**What needs to be done**: Check every line for the word "index" and give the number of lines where it occurs, nothing else.

**Provided data**:

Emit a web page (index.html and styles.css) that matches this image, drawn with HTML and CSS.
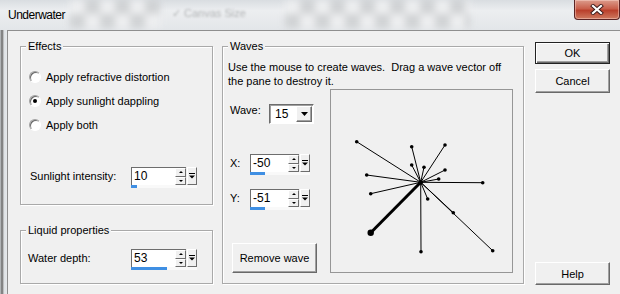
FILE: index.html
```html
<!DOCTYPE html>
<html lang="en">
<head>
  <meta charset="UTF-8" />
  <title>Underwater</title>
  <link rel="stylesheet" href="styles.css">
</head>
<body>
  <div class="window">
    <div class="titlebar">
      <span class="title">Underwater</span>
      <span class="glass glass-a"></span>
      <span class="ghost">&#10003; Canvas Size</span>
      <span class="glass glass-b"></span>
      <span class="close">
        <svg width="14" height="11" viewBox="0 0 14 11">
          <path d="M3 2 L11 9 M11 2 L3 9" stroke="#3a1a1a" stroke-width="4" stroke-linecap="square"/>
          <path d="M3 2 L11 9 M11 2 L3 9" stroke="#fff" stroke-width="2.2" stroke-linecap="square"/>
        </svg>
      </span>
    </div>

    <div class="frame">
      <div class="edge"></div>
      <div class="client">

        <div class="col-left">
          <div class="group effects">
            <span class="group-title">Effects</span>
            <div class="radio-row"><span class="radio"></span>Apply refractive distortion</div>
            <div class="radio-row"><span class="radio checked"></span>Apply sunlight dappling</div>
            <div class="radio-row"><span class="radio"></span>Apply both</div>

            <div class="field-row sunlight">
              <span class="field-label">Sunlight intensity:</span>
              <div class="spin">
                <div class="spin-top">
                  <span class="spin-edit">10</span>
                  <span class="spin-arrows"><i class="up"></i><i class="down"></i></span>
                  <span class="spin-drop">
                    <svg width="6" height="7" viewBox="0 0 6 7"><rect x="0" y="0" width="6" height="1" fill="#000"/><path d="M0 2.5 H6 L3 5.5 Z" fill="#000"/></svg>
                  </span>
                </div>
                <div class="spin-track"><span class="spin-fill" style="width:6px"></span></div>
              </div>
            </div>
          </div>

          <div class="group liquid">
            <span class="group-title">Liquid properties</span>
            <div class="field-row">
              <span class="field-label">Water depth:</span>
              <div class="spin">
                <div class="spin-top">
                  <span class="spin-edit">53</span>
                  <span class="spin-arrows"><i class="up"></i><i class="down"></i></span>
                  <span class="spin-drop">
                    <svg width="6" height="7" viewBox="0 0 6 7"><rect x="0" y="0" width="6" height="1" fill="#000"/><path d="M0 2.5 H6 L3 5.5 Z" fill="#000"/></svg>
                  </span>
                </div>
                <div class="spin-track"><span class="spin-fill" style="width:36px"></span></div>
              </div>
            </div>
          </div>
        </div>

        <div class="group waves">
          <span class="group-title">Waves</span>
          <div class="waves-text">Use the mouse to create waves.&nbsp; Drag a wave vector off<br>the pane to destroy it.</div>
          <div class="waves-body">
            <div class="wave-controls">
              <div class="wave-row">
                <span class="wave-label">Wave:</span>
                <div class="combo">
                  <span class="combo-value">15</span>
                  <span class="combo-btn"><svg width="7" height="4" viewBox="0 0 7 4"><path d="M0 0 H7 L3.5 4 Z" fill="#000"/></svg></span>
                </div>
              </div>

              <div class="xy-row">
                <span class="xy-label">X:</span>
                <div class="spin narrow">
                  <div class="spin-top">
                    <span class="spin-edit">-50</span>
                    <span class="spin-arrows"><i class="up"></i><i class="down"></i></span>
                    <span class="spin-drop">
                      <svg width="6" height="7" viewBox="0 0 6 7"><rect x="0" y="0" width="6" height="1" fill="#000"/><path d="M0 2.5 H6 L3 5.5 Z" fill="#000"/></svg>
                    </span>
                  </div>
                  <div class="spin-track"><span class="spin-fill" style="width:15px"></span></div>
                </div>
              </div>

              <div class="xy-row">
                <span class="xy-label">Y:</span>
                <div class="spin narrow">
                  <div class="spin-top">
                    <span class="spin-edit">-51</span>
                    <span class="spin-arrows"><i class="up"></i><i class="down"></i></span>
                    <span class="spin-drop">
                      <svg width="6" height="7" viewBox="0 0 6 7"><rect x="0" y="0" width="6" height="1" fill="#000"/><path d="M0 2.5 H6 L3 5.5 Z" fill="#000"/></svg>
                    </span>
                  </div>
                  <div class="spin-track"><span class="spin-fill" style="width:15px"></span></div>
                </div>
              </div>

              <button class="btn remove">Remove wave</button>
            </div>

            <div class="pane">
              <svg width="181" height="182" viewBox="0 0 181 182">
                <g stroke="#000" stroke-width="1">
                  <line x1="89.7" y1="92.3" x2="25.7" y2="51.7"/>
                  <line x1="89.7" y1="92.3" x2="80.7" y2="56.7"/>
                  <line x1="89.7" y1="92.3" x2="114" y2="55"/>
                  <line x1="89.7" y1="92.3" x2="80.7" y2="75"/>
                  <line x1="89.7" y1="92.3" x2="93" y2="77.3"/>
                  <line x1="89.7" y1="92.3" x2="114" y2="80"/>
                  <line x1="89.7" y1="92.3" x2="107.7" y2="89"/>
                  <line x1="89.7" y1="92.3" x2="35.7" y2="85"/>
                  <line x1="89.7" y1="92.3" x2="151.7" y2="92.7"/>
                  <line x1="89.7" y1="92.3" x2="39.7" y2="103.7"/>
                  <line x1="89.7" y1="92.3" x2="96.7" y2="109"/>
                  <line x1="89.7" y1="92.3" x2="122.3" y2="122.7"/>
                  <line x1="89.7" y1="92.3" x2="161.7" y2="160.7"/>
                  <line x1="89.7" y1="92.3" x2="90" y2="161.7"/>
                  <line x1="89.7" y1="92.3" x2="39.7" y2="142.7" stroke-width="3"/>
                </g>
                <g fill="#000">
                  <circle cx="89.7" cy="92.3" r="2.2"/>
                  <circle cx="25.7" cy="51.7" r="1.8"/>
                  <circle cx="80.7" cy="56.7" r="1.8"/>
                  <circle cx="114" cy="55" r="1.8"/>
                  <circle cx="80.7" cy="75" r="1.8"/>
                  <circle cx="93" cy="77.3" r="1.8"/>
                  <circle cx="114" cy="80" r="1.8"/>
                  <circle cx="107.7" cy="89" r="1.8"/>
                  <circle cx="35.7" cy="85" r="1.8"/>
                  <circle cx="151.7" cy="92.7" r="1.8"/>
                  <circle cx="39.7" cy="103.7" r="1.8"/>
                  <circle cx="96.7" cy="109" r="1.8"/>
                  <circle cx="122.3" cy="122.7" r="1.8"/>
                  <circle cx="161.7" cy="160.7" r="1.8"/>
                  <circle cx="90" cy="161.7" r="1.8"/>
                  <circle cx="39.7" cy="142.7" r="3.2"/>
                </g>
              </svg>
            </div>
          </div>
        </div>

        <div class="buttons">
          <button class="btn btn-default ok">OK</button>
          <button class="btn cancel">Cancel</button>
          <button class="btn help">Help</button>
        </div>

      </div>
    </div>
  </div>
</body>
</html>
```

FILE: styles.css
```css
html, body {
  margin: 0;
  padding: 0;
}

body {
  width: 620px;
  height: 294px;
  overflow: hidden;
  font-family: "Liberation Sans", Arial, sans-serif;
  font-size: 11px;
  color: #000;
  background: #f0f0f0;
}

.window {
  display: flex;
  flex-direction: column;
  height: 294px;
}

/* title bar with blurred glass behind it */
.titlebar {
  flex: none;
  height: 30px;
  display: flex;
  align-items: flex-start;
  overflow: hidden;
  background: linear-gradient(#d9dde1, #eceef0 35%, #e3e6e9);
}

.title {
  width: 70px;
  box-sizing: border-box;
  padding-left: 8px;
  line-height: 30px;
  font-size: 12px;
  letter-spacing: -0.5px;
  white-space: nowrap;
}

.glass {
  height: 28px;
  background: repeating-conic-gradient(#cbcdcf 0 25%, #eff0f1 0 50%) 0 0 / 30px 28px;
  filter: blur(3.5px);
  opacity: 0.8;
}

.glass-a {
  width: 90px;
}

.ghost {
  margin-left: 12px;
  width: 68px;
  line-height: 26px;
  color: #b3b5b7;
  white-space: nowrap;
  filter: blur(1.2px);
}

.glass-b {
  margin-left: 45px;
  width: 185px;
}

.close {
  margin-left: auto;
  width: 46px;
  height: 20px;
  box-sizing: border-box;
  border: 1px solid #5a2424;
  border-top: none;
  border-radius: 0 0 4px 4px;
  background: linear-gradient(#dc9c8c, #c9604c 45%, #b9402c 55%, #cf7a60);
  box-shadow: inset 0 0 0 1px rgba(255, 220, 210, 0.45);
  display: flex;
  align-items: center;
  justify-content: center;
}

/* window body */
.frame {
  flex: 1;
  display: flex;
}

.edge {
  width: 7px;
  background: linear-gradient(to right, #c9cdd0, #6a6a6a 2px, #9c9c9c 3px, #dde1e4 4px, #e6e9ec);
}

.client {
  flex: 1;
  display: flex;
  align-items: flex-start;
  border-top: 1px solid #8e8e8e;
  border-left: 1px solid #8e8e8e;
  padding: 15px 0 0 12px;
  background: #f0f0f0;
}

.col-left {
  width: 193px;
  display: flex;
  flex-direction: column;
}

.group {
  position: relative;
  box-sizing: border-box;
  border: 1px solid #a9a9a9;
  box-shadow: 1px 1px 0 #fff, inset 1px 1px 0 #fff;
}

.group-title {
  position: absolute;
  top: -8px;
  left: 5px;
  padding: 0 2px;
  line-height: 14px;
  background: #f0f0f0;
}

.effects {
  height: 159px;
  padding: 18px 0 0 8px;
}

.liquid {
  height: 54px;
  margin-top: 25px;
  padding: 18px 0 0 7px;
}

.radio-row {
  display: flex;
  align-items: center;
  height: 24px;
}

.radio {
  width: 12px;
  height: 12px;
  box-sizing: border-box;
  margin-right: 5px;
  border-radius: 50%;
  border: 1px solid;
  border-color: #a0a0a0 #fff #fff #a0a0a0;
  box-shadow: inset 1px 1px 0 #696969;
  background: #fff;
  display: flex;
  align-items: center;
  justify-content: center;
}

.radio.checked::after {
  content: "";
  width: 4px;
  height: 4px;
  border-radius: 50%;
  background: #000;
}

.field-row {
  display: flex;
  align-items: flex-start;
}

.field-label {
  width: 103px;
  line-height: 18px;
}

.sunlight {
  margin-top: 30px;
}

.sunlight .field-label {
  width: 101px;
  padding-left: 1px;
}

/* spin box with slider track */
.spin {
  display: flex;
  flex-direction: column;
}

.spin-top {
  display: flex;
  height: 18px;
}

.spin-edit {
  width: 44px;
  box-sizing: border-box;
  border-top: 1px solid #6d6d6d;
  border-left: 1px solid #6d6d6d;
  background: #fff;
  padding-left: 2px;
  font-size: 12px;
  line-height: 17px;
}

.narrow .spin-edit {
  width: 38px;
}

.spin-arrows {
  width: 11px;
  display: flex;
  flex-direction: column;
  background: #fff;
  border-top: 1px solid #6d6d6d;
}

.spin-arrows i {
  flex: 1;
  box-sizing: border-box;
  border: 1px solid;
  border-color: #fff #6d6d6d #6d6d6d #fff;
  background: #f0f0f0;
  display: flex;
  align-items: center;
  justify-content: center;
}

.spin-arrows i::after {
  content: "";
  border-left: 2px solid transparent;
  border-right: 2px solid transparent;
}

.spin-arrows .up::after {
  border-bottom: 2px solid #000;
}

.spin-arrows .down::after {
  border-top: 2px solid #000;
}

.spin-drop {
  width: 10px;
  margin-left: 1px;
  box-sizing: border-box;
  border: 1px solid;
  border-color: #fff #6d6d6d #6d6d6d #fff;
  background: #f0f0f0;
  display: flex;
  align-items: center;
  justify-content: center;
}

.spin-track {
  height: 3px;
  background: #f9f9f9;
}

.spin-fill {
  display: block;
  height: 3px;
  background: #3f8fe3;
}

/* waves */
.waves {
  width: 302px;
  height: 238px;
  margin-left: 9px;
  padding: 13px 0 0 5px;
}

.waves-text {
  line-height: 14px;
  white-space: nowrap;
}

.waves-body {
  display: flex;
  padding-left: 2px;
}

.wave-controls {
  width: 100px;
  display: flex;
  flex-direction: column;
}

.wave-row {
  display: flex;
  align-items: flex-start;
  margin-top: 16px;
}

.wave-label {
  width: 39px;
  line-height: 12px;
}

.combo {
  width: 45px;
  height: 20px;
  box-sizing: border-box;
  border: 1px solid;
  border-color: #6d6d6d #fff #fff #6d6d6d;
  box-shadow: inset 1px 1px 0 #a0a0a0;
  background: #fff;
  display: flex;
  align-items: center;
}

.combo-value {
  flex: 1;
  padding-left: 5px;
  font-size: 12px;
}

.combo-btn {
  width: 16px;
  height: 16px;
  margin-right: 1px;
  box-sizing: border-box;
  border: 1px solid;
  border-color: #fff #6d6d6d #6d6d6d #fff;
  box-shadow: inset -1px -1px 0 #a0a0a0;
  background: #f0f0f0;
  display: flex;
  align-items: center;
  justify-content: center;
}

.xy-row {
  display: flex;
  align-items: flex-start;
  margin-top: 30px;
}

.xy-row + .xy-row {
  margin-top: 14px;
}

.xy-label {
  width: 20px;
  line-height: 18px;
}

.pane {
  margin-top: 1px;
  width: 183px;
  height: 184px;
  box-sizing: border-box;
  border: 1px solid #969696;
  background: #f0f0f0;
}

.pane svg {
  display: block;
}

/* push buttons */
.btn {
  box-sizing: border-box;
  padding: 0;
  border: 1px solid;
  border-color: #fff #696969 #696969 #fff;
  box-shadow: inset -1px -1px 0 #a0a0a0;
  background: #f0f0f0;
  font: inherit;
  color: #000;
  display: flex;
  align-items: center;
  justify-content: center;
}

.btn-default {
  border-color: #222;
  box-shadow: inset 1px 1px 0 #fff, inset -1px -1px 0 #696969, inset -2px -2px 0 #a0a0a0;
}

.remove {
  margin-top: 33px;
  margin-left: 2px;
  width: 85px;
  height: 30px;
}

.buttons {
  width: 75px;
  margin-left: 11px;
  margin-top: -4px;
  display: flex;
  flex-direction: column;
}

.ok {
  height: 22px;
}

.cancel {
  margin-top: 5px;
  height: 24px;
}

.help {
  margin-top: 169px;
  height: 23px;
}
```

**Solved problem**: 2